[time-nuts] Slightly OT - GPS-Based Accurate Direction Finding

jimlux jimlux at earthlink.net
Thu Aug 26 13:58:01 UTC 2010


Attila Kinali wrote:
> On Thu, 26 Aug 2010 11:04:01 +1000
> David Smith <david at smithfamily.net.au> wrote:
> 
>> The system seems to work by taking the raw satellite phase information 
>> from two separate GPS systems and crunching the data to come up with an 
>> azimuth figure.  Has anyone heard of a (Open Source?) program that could 
>> be used to do these calculations?
> 
> AFAIK there is none out there (at least i've never seen one).
> But it should be not too dificult write the software yourself.
> The bigger problem is to get GPS receivers that provide you
> with accurate phase information. Especially with a small baseline
> you either need to sync the clocks of the two receivers or have
> receivers with precise TCXO and take some additional samples to
> calculate the frequency difference/drift. The precision you get
> will mostly depend on the baseline and the number of samples you
> use.
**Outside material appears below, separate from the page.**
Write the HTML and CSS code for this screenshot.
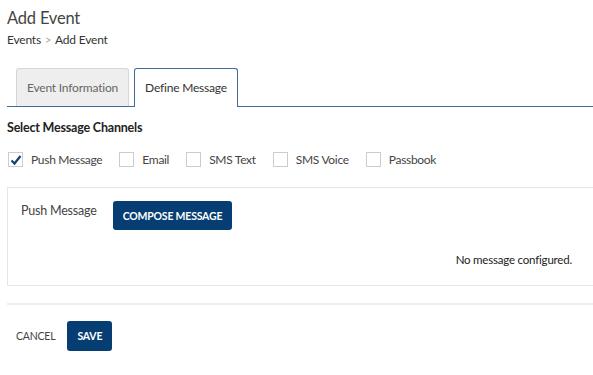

The longer you have time to measure, the smaller your error-band
> will be.
> 


If you get a bit "closer to the metal" you could use two GPS L1 samplers 
running off a common clock, and do the PN code acq and track, which 
would give you carrier phase.  If you do the nav solution, you know the 
"look angle" to the various SVs, which would tell you the phase 
differential vs azimuth.

I believe that there are open source codes out there to do the 
processing.  The data rate isn't all that high.. the GPS samplers are 1 
bit.  There's certainly lots of papers from grad students on this kind 
of thing.

If you aren't concerned about acquisition time, and you can get the 
ephemeris from somewhere else (so your initial guess for acquisition 
isn't too far off), acquiring the signal isn't difficult.